Collected data -
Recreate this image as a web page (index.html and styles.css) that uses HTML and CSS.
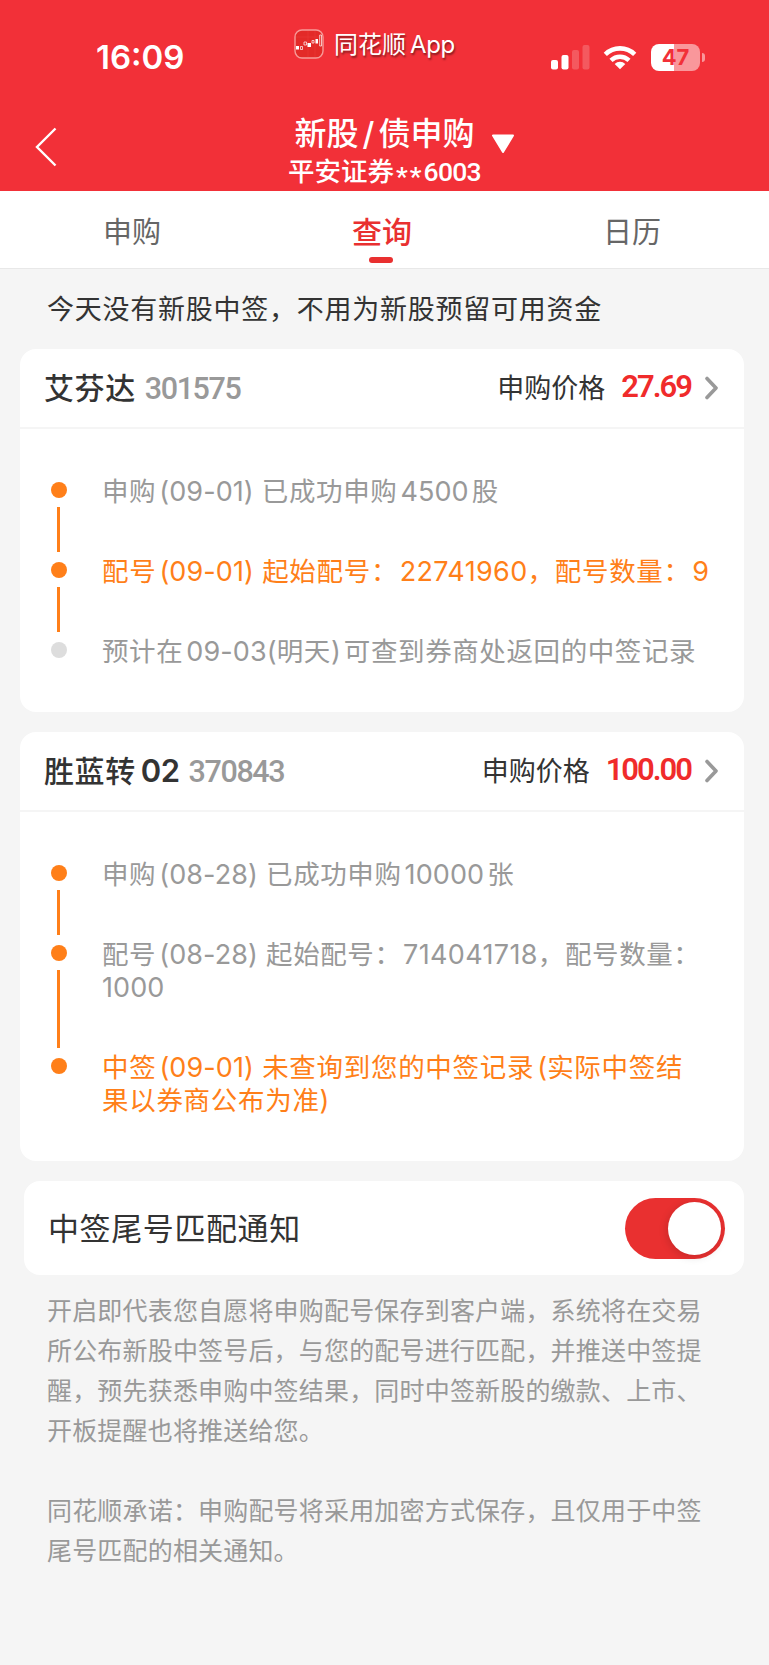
FILE: index.html
```html
<!DOCTYPE html>
<html lang="zh-CN">
<head>
    <meta charset="UTF-8">
    <meta name="viewport" content="width=device-width, initial-scale=1.0">
    <title>新股/债申购</title>
    <link rel="stylesheet" href="styles.css">
</head>
<body>
    <header class="header">
        <div class="status-bar">
            <div class="time">16:09</div>
            <div class="app-tag">
                <svg class="app-icon" width="30" height="30" viewBox="0 0 30 30">
                    <rect x="1" y="1" width="28" height="28" rx="7" fill="#e32a28" stroke="#f79a98" stroke-width="1.4"/>
                    <path d="M2 8h26M14 2v26M21 2v26" stroke="#ea3c3a" stroke-width=".5"/>
                    <path d="M2 17h3v3.500H2zM13.500 14h3.500v4h-3.500zM21.500 10h2.500v4.500h-2.500z" fill="#fff"/>
                    <path d="M6.500 17.500h2v3h-2zM10 13h2.500v3H10zM18 11.500h2v2.500h-2zM25.700 6h1.800v11h-1.800z" fill="none" stroke="#fff" stroke-width=".7"/>
                </svg>
                <span class="app-name">同花顺<span class="latin">App</span></span>
            </div>
            <div class="status-icons">
                <svg width="39" height="25" viewBox="0 0 39 25" fill="#fff">
                    <rect x="0" y="15" width="7" height="9.500" rx="2"/>
                    <rect x="10.500" y="10" width="7" height="14.500" rx="2"/>
                    <rect x="21" y="5" width="7" height="19.500" rx="2" opacity=".2"/>
                    <rect x="31.500" y="0" width="7" height="24.500" rx="2" opacity=".2"/>
                </svg>
                <svg class="wifi" width="34" height="25" viewBox="0 0 34 25" fill="none" stroke="#fff">
                    <path d="M2.300 9.400a21 21 0 0 1 29.400 0" stroke-width="4.600"/>
                    <path d="M8 15.400a13 13 0 0 1 18 0" stroke-width="4.400"/>
                    <path d="M17 24.300l-5.300-5.400a7.600 7.600 0 0 1 10.600 0z" fill="#fff" stroke="none"/>
                </svg>
                <div class="battery">47</div>
            </div>
        </div>
        <div class="nav">
            <svg class="back" width="24" height="42" viewBox="0 0 24 42">
                <path d="M21.500 2.500L3 21l18.500 18.500" fill="none" stroke="#fff" stroke-width="2.400"/>
            </svg>
            <div class="nav-title">
                <h1>新股<span class="slash">/</span>债申购</h1>
                <p>平安证券<span class="account"><span class="star">**</span>6003</span></p>
            </div>
            <svg class="dropdown" width="24" height="20" viewBox="0 0 24 20">
                <path d="M2 1.500h20L12 18z" fill="#fff" stroke="#fff" stroke-width="2" stroke-linejoin="round"/>
            </svg>
        </div>
    </header>

    <nav class="tabs">
        <div class="tab">申购</div>
        <div class="tab active">查询</div>
        <div class="tab">日历</div>
    </nav>

    <main class="content">
        <p class="notice">今天没有新股中签，不用为新股预留可用资金</p>

        <section class="card">
            <div class="card-header">
                <h2>艾芬达</h2>
                <span class="code">301575</span>
                <span class="price-label">申购价格</span>
                <span class="price">27.69</span>
                <svg class="arrow" width="15" height="24" viewBox="0 0 15 24">
                    <path d="M3 2.500l9 9.500-9 9.500" fill="none" stroke="#999" stroke-width="3.600" stroke-linecap="round" stroke-linejoin="round"/>
                </svg>
            </div>
            <ul class="timeline">
                <li class="step done"><p>申购<span class="num">(09-01)</span> 已成功申购<span class="num">4500</span><span class="after">股</span></p></li>
                <li class="step done current"><p>配号<span class="num">(09-01)</span> 起始配号：<span class="serial">22741960</span>，配号数量：<span class="serial">9</span></p></li>
                <li class="step"><p>预计在<span class="num">09-03(</span>明天<span class="digits">)</span><span class="after">可</span>查到券商处返回的中签记录</p></li>
            </ul>
        </section>

        <section class="card">
            <div class="card-header">
                <h2>胜蓝转<span class="latin">02</span></h2>
                <span class="code">370843</span>
                <span class="price-label">申购价格</span>
                <span class="price">100.00</span>
                <svg class="arrow" width="15" height="24" viewBox="0 0 15 24">
                    <path d="M3 2.500l9 9.500-9 9.500" fill="none" stroke="#999" stroke-width="3.600" stroke-linecap="round" stroke-linejoin="round"/>
                </svg>
            </div>
            <ul class="timeline">
                <li class="step done"><p>申购<span class="num">(08-28)</span> 已成功申购<span class="num">10000</span><span class="after">张</span></p></li>
                <li class="step done"><p>配号<span class="num">(08-28)</span> 起始配号：<span class="serial">714041718</span>，配号数量：<br><span class="digits">1000</span></p></li>
                <li class="step done current"><p>中签<span class="num">(09-01)</span> 未查询到您的中签记录<span class="num">(</span>实际中签结<br>果以券商公布为准<span class="digits">)</span></p></li>
            </ul>
        </section>

        <section class="switch-card">
            <span class="switch-label">中签尾号匹配通知</span>
            <div class="switch"><div class="knob"></div></div>
        </section>

        <div class="tips">
            <p>开启即代表您自愿将申购配号保存到客户端，系统将在交易<br>所公布新股中签号后，与您的配号进行匹配，并推送中签提<br>醒，预先获悉申购中签结果，同时中签新股的缴款、上市、<br>开板提醒也将推送给您。</p>
            <p>同花顺承诺：申购配号将采用加密方式保存，且仅用于中签<br>尾号匹配的相关通知。</p>
        </div>
    </main>
</body>
</html>
```

FILE: styles.css
```css
* {
    box-sizing: border-box;
    margin: 0;
    padding: 0;
}
body {
    min-height: 1665px;
    background-color: #f5f5f5;
    color: #333333;
    font-family: "Inter", "Noto Sans CJK SC", sans-serif;
    white-space: nowrap;
}
svg {
    display: block;
}

/* header */
.header {
    height: 191px;
    background-color: #f23038;
    color: #ffffff;
    overflow: hidden;
}
.status-bar {
    display: flex;
    align-items: flex-start;
    height: 110px;
}
.time {
    width: 198px;
    margin: 37px 0 0 96px;
    font-size: 33px;
    font-weight: 600;
    line-height: 40px;
    letter-spacing: 0;
}
.app-tag {
    display: flex;
    align-items: center;
    width: 257px;
    height: 30px;
    margin-top: 29px;
}
.app-name {
    padding-top: 2px;
    margin-left: 10px;
    font-size: 24px;
    line-height: 30px;
    text-shadow: 1px 2px 2px rgba(0, 0, 0, 0.45);
}
.app-name .latin {
    margin-left: 4px;
    letter-spacing: -0.4px;
}
.status-icons {
    display: flex;
    align-items: center;
    height: 27px;
    margin-top: 44px;
}
.wifi {
    margin-left: 13px;
}
.battery {
    position: relative;
    width: 49px;
    height: 27px;
    margin-left: 14px;
    border-radius: 8px;
    background: linear-gradient(to right, #ffffff 23px, #f9979b 23px);
    color: #f23038;
    font-size: 22px;
    font-weight: 700;
    line-height: 27px;
    text-align: center;
}
.battery::after {
    content: "";
    position: absolute;
    top: 9px;
    right: -5px;
    width: 3px;
    height: 9px;
    border-radius: 0 4px 4px 0;
    background-color: #f9979b;
}
.nav {
    display: grid;
    grid-template-columns: 1fr 196px 1fr;
    height: 81px;
}
.back {
    margin: 16px 0 0 34px;
}
.nav-title {
    text-align: center;
}
.nav-title h1 {
    padding-top: 1px;
    font-size: 32px;
    font-weight: 500;
    line-height: 46px;
}
.slash {
    margin: 0 4px;
}
.nav-title p {
    font-size: 26.5px;
    font-weight: 500;
    line-height: 28px;
}
.account {
    font-family: "Roboto", sans-serif;
    letter-spacing: -0.7px;
}
.star {
    position: relative;
    top: 4px;
    margin-left: 2px;
    letter-spacing: 2px;
}
.dropdown {
    margin: 24px 0 0 8px;
}

/* tabs */
.tabs {
    display: grid;
    grid-template-columns: repeat(3, 250px);
    height: 78px;
    padding-left: 7px;
    border-bottom: 1px solid #e8e8e8;
    background-color: #ffffff;
}
.tab {
    position: relative;
    color: #666666;
    font-size: 29px;
    line-height: 84px;
    text-align: center;
}
.tab.active {
    color: #e93030;
    font-size: 30px;
    font-weight: 500;
    line-height: 82px;
}
.tab.active::after {
    content: "";
    position: absolute;
    left: 112px;
    top: 66px;
    width: 24px;
    height: 6px;
    border-radius: 3px;
    background-color: #e93030;
}

/* content */
.notice {
    height: 80px;
    padding-left: 47px;
    font-size: 27px;
    letter-spacing: 0.75px;
    line-height: 81px;
}
.card {
    width: 724px;
    margin: 0 0 20px 20px;
    border-radius: 16px;
    background-color: #ffffff;
}
.card-header {
    display: flex;
    align-items: center;
    height: 80px;
    padding: 0 25px 0 24px;
    border-bottom: 2px solid #f5f5f5;
}
.card-header h2 {
    padding-bottom: 4px;
    font-size: 30px;
    font-weight: 500;
    letter-spacing: 0.6px;
}
.card-header h2 .latin {
    margin-left: 5px;
    font-size: 31px;
    font-weight: 600;
    letter-spacing: -0.5px;
}
.code {
    margin: 0 auto 0 9px;
    color: #999999;
    font-family: "Roboto", sans-serif;
    font-size: 30.5px;
    font-weight: 500;
    letter-spacing: -1.4px;
}
.price-label {
    padding-bottom: 4px;
    font-size: 27px;
}
.price {
    padding-bottom: 4px;
    margin-left: 16px;
    color: #f02b2b;
    font-family: "Roboto", sans-serif;
    font-size: 31px;
    font-weight: 600;
    letter-spacing: -2px;
}
.arrow {
    margin-left: 13px;
}
.timeline {
    padding: 45px 0 45px 34px;
    list-style: none;
}
.step {
    position: relative;
    padding: 0 0 47px 48px;
    color: #999999;
    font-size: 26.5px;
    letter-spacing: 0.6px;
    line-height: 33px;
}
.step p {
    position: relative;
    top: 1px;
}
.step:last-child {
    padding-bottom: 0;
}
.step::before {
    content: "";
    position: absolute;
    left: -3px;
    top: 8px;
    width: 16px;
    height: 16px;
    border-radius: 50%;
    background-color: #dddddd;
}
.step.done::before {
    background-color: #ff7f19;
}
.step:not(:last-child)::after {
    content: "";
    position: absolute;
    left: 3px;
    top: 33px;
    bottom: 2px;
    width: 3px;
    background-color: #ff7f19;
}
.step.current {
    color: #ff7f19;
    letter-spacing: 0.7px;
}
.num,
.digits,
.serial {
    font-size: 27px;
    letter-spacing: 0.1px;
}
.num {
    margin-left: 3px;
}
.serial {
    margin-left: 1.5px;
    letter-spacing: 0.35px;
}
.after {
    margin-left: 3px;
}

/* notification switch */
.switch-card {
    display: flex;
    align-items: center;
    justify-content: space-between;
    width: 720px;
    height: 94px;
    margin-left: 24px;
    padding: 0 19px 0 24px;
    border-radius: 16px;
    background-color: #ffffff;
}
.switch-label {
    padding-bottom: 4px;
    font-size: 31px;
    letter-spacing: 0.6px;
}
.switch {
    width: 100px;
    height: 61px;
    padding: 4px;
    border-radius: 31px;
    background-color: #e93030;
}
.knob {
    width: 53px;
    height: 53px;
    margin-left: auto;
    border-radius: 50%;
    background-color: #ffffff;
    box-shadow: -1px 2px 8px rgba(0, 0, 0, 0.15);
}
.tips {
    padding: 16px 0 0 47px;
    color: #999999;
    font-size: 25px;
    letter-spacing: 0.18px;
    line-height: 40px;
}
.tips p + p {
    margin-top: 40px;
}
```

What you have to do -
Look over the listing above. Pick out and copy every line that includes "index".

Task response -
Recreate this image as a web page (index.html and styles.css) that uses HTML and CSS.
FILE: index.html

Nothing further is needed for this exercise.